No capítulo III, apresentamos os conflitos territoriais na área de litígio entre o Ceará e o Piauí, destacando aqueles que ocorreram nos municípios de Parambu e Pimenteiras. Discutiremos ainda, as intervenções dos dois estados na busca pela resolução dessa problemática. Apresentaremos as problemáticas específicas enfrentadas pelas comunidades de São Gonçalo, Jatobá e Lagoinha, no seu processo de lutas pelo reconhecimento do seu território.
2. FORMAÇÃO TERRITORIAL DO BRASIL E AS ÁREAS DE LITÍGIO
O território brasileiro tem uma área de aproximadamente 8,5 milhões de km² e passou por diversas mudanças no seu processo de formação.
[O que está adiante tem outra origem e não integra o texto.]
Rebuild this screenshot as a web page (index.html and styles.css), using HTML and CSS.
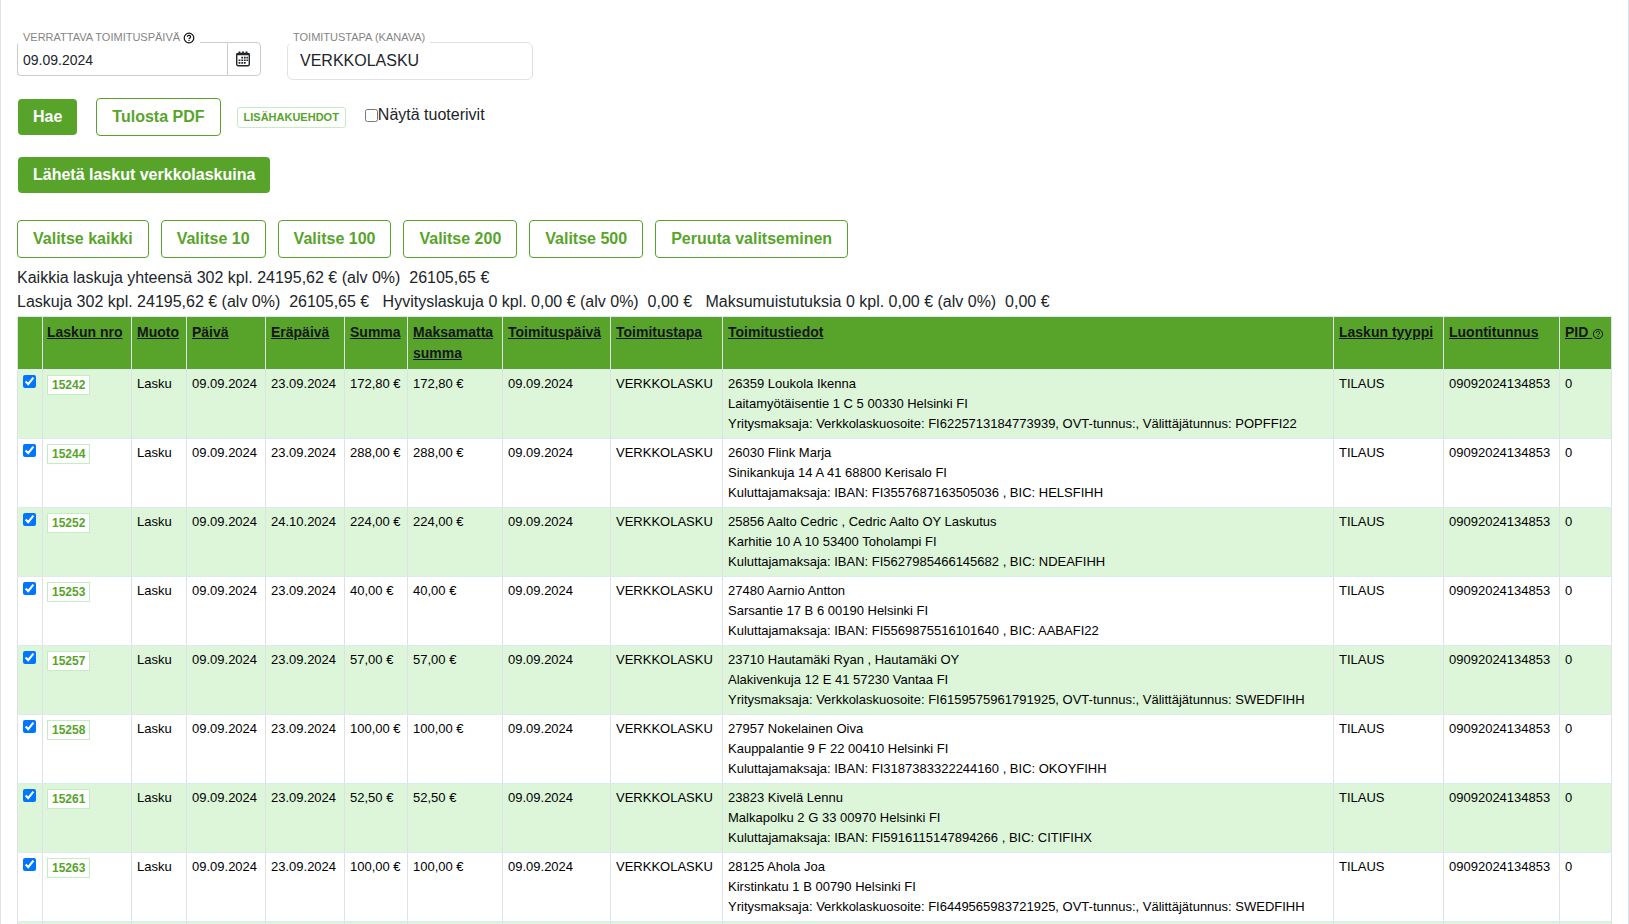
FILE: index.html
```
<!DOCTYPE html>
<html lang="fi">
<head>
<meta charset="utf-8">
<title>Verkkolaskut</title>
<link rel="stylesheet" href="styles.css">
</head>
<body>
<main class="page">
  <form class="filters">
    <div class="fields">
      <div class="field field-date">
        <label class="field-label" for="date">VERRATTAVA TOIMITUSPÄIVÄ
          <svg class="help" viewBox="0 0 12 12" aria-hidden="true"><circle cx="6" cy="6" r="4.8"/><path d="M4.4 4.9a1.6 1.5 0 1 1 2.4 1.2c-.6.4-.8.6-.8 1.1M6 8.1v1"/></svg>
        </label>
        <input class="date-input" id="date" type="text" value="09.09.2024">
        <button class="date-button" type="button" aria-label="Avaa kalenteri">
          <svg class="calendar" viewBox="0 0 14 16" aria-hidden="true">
            <rect class="cal-frame" x=".7" y="2.5" width="12.6" height="12.3" rx="1.5"/>
            <path class="cal-head" d="M.7 2h12.6v2.2H.7zM2.6.6h1.8V3H2.6zM6.1.6h1.8V3H6.1zM9.6.6h1.8V3H9.6z"/>
            <path class="cal-dots" d="M5.3 5.7h1.8v1.7H5.3zM7.9 5.7h1.8v1.7H7.9zM10.4 5.7h1.5v1.7h-1.5zM2.6 8.4h1.8v1.7H2.6zM5.3 8.4h1.8v1.7H5.3zM7.9 8.4h1.8v1.7H7.9zM10.4 8.4h1.5v1.7h-1.5zM2.6 11.1h1.8v1.7H2.6zM5.3 11.1h1.8v1.7H5.3zM7.9 11.1h1.8v1.7H7.9z"/>
          </svg>
        </button>
      </div>
      <div class="field field-channel">
        <label class="field-label" for="channel">TOIMITUSTAPA (KANAVA)</label>
        <select class="channel-select" id="channel"><option>VERKKOLASKU</option></select>
      </div>
    </div>
    <div class="actions">
      <button class="btn btn-solid" type="button">Hae</button>
      <button class="btn btn-outline" type="button">Tulosta PDF</button>
      <button class="btn-small" type="button">LISÄHAKUEHDOT</button>
      <label class="check-label"><input class="check" type="checkbox">Näytä tuoterivit</label>
    </div>
    <div class="send"><button class="btn btn-solid" type="button">Lähetä laskut verkkolaskuina</button></div>
    <div class="selectors">
      <button class="btn btn-outline" type="button">Valitse kaikki</button>
      <button class="btn btn-outline" type="button">Valitse 10</button>
      <button class="btn btn-outline" type="button">Valitse 100</button>
      <button class="btn btn-outline" type="button">Valitse 200</button>
      <button class="btn btn-outline" type="button">Valitse 500</button>
      <button class="btn btn-outline" type="button">Peruuta valitseminen</button>
    </div>
  </form>
  <p class="summary">Kaikkia laskuja yhteensä 302 kpl. 24195,62 € (alv 0%)&nbsp; 26105,65 €</p>
  <p class="summary">Laskuja 302 kpl. 24195,62 € (alv 0%)&nbsp; 26105,65 € &nbsp; Hyvityslaskuja 0 kpl. 0,00 € (alv 0%)&nbsp; 0,00 € &nbsp; Maksumuistutuksia 0 kpl. 0,00 € (alv 0%)&nbsp; 0,00 €</p>
  <table class="invoices">
    <colgroup>
      <col class="c-check"><col class="c-number"><col class="c-format"><col class="c-date"><col class="c-date"><col class="c-sum"><col class="c-unpaid"><col class="c-delivery"><col class="c-method"><col><col class="c-type"><col class="c-batch"><col class="c-pid">
    </colgroup>
    <thead>
      <tr>
        <th></th>
        <th><a href="#">Laskun nro</a></th>
        <th><a href="#">Muoto</a></th>
        <th><a href="#">Päivä</a></th>
        <th><a href="#">Eräpäivä</a></th>
        <th><a href="#">Summa</a></th>
        <th><a href="#">Maksamatta summa</a></th>
        <th><a href="#">Toimituspäivä</a></th>
        <th><a href="#">Toimitustapa</a></th>
        <th><a href="#">Toimitustiedot</a></th>
        <th><a href="#">Laskun tyyppi</a></th>
        <th><a href="#">Luontitunnus</a></th>
        <th class="nowrap"><a href="#">PID <svg class="help" viewBox="0 0 12 12" aria-hidden="true"><circle cx="6" cy="6" r="4.6"/><path d="M4.4 4.9a1.6 1.5 0 1 1 2.4 1.2c-.6.4-.8.6-.8 1.1M6 8.1v1"/></svg></a></th>
      </tr>
    </thead>
    <tbody id="rows"></tbody>
  </table>
</main>
<script src="rows.js"></script>
</body>
</html>
```
FILE: styles.css
```
* { box-sizing: border-box; }

body {
  margin: 0;
  overflow: hidden;
  background: #fff;
  color: #212529;
  font: 16px/24px Arial, "Liberation Sans", sans-serif;
}

button, input, select { font-family: inherit; }

.page {
  min-height: 100vh;
  padding: 42px 16px 0;
  border: solid #dee2e6;
  border-width: 0 1px;
}

.fields { display: flex; align-items: flex-start; gap: 26px; }
.field { position: relative; display: flex; }
.field-date { width: 244px; height: 34px; }
.field-channel { width: 246px; height: 38px; }

.field-label {
  position: absolute;
  top: -12px;
  left: 1px;
  padding: 0 5px;
  background: #fff;
  color: #858585;
  font-size: 11px;
  line-height: 14px;
  white-space: nowrap;
}

.help {
  width: 12px;
  height: 12px;
  fill: none;
  stroke: #111;
  stroke-width: 1.2;
  vertical-align: -3px;
}

.date-input {
  flex: 1;
  min-width: 0;
  padding: 2px 5px 0;
  border: 1px solid #ccc;
  border-right: 0;
  border-radius: 4px 0 0 4px;
  color: #212529;
  font-size: 14px;
}

.date-button {
  display: flex;
  align-items: center;
  justify-content: center;
  width: 34px;
  padding: 0 2px 0 0;
  border: 1px solid #ccc;
  border-radius: 0 4px 4px 0;
  background: #fff;
}

.calendar { width: 14px; height: 16px; }
.cal-frame { fill: none; stroke: #212529; stroke-width: 1.4; }
.cal-head, .cal-dots { fill: #212529; }

.channel-select {
  width: 100%;
  padding: 0 12px 2px;
  border: 1px solid #dee2e6;
  border-radius: 6px;
  background: #fff;
  color: #212529;
  font-size: 16px;
  appearance: none;
}

.btn {
  height: 36px;
  padding: 0 15px 1px;
  border: 0;
  border-radius: 4px;
  font-size: 16px;
  font-weight: 700;
}
.btn-solid { margin-left: 1px; background: #58a42b; color: #fff; }
.btn-outline { height: 38px; border: 1px solid #58a42b; background: #fff; color: #58a42b; }

.actions { display: flex; align-items: center; margin-top: 18px; }
.actions .btn-outline { margin-left: 19px; }

.btn-small {
  height: 21px;
  margin-left: 16px;
  padding: 0 6px;
  border: 1px solid #c3edc3;
  border-radius: 3px;
  background: #fff;
  color: #58a42b;
  font-size: 11px;
  font-weight: 700;
}

.check-label { display: flex; align-items: center; margin: 0 0 4px 19px; }
.check { width: 13px; height: 13px; margin: 0; }

.send { display: flex; margin-top: 21px; }
.selectors { display: flex; gap: 12px; margin: 27px 0 8px; }

.summary { margin: 0; }

.invoices {
  width: 100%;
  margin-top: 2px;
  border-collapse: collapse;
  table-layout: fixed;
  color: #000;
  font-size: 13px;
  line-height: 20px;
}

.invoices th, .invoices td {
  padding: 4px 5px;
  border: 1px solid #dee2e6;
  border-block-color: #dcebf2;
  text-align: left;
  vertical-align: top;
}

.invoices th { padding: 5px; background: #58a42b; font-size: 14px; line-height: 21px; }
.invoices th a { color: #16161d; }
.invoices th .help { stroke-width: 1; }
.invoices th:nth-child(2), .invoices td:nth-child(2) { padding-left: 4px; }
.nowrap { white-space: nowrap; }
.invoices tbody tr:nth-child(odd) { background: #ddf6da; }
.invoices .check { display: block; margin-top: 1px; }

.c-check { width: 25px; }
.c-number { width: 89px; }
.c-format { width: 55px; }
.c-date { width: 79px; }
.c-sum { width: 63px; }
.c-unpaid { width: 95px; }
.c-delivery { width: 108px; }
.c-method { width: 112px; }
.c-type { width: 110px; }
.c-batch { width: 116px; }
.c-pid { width: 52px; }

.invoice-link {
  display: block;
  width: max-content;
  margin-top: 1px;
  padding: 0 4px;
  border: 1px solid #c3edc3;
  background: #fff;
  color: #58a42b;
  font-size: 12px;
  font-weight: 700;
  line-height: 18px;
  text-decoration: none;
}
```
FILE: rows.js
```
const invoices = [
  ["15242", "23.09.2024", "172,80 €", "26359 Loukola Ikenna", "Laitamyötäisentie 1 C 5 00330 Helsinki FI", "Yritysmaksaja: Verkkolaskuosoite: FI6225713184773939, OVT-tunnus:, Välittäjätunnus: POPFFI22"],
  ["15244", "23.09.2024", "288,00 €", "26030 Flink Marja", "Sinikankuja 14 A 41 68800 Kerisalo FI", "Kuluttajamaksaja: IBAN: FI3557687163505036 , BIC: HELSFIHH"],
  ["15252", "24.10.2024", "224,00 €", "25856 Aalto Cedric , Cedric Aalto OY Laskutus", "Karhitie 10 A 10 53400 Toholampi FI", "Kuluttajamaksaja: IBAN: FI5627985466145682 , BIC: NDEAFIHH"],
  ["15253", "23.09.2024", "40,00 €", "27480 Aarnio Antton", "Sarsantie 17 B 6 00190 Helsinki FI", "Kuluttajamaksaja: IBAN: FI5569875516101640 , BIC: AABAFI22"],
  ["15257", "23.09.2024", "57,00 €", "23710 Hautamäki Ryan , Hautamäki OY", "Alakivenkuja 12 E 41 57230 Vantaa FI", "Yritysmaksaja: Verkkolaskuosoite: FI6159575961791925, OVT-tunnus:, Välittäjätunnus: SWEDFIHH"],
  ["15258", "23.09.2024", "100,00 €", "27957 Nokelainen Oiva", "Kauppalantie 9 F 22 00410 Helsinki FI", "Kuluttajamaksaja: IBAN: FI3187383322244160 , BIC: OKOYFIHH"],
  ["15261", "23.09.2024", "52,50 €", "23823 Kivelä Lennu", "Malkapolku 2 G 33 00970 Helsinki FI", "Kuluttajamaksaja: IBAN: FI5916115147894266 , BIC: CITIFIHX"],
  ["15263", "23.09.2024", "100,00 €", "28125 Ahola Joa", "Kirstinkatu 1 B 00790 Helsinki FI", "Yritysmaksaja: Verkkolaskuosoite: FI6449565983721925, OVT-tunnus:, Välittäjätunnus: SWEDFIHH"],
];

const rowHtml = ([number, due, sum, name, address, payer]) => `<tr>
  <td><input class="check" type="checkbox" checked aria-label="Valitse lasku ${number}"></td>
  <td><a class="invoice-link" href="#">${number}</a></td>
  <td>Lasku</td><td>09.09.2024</td><td>${due}</td><td>${sum}</td><td>${sum}</td>
  <td>09.09.2024</td><td>VERKKOLASKU</td>
  <td>${name}<br>${address}<br>${payer}</td>
  <td>TILAUS</td><td>09092024134853</td><td>0</td>
</tr>`;

const fillerRow = `<tr>${"<td></td>".repeat(13)}</tr>`;

document.getElementById("rows").innerHTML = invoices.map(rowHtml).join("") + fillerRow;
```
O Brasil é um país com dimensões continentais e se encontra dividido em 27 estados e 5400 municípios, tal divisão administrativa e política foi estabelecida com o intuito de se ter um maior controle sobre cada parte do território.
A primeira divisão territorial do Brasil ocorreu em 1534, época em que ainda era colônia de Portugal. Esta primeira divisão era denominada de donatárias ou capitanias hereditárias, que consistia em áreas que possuíam seus pontos divisórios pela costa, tendo, cada uma, a extensão de 50 léguas penetrando pelo sertão nesta mesma extensão.
O fato de, na costa, o limite da capitania ser definido e, no sertão, não ter nenhum ponto que demarcasse os limites de cada capitania, tendo, como único ponto a ser observado, o Tratado de Tordesilhas, que dividia as posses portuguesas e espanholas, assina-la à falta de respeito a esta linha, como sendo a gênese dos pleitos internacionais sobre fronteiras (Fleming, 1917).
O sistema de capitanias hereditárias foi criado com o objetivo de colonizar o Brasil e evitar invasões estrangeiras. Os donatários tinham como ofício, proteger e administrar aquela área que lhe foi concedida e o direito de explorar os recursos naturais, como madeira, minérios e animais.
Ao todo, foram criadas quinze capitanias. No entanto, esse tipo de sistema administrativo não funcionou bem por diversos motivos, dentre eles, a grande extensão territorial para administrar, a falta de recursos econômicos e os constantes ataques indígenas. Apenas São Vicente e Pernambuco se destacaram e cresceram economicamente nessa primeira divisão administrativa do país.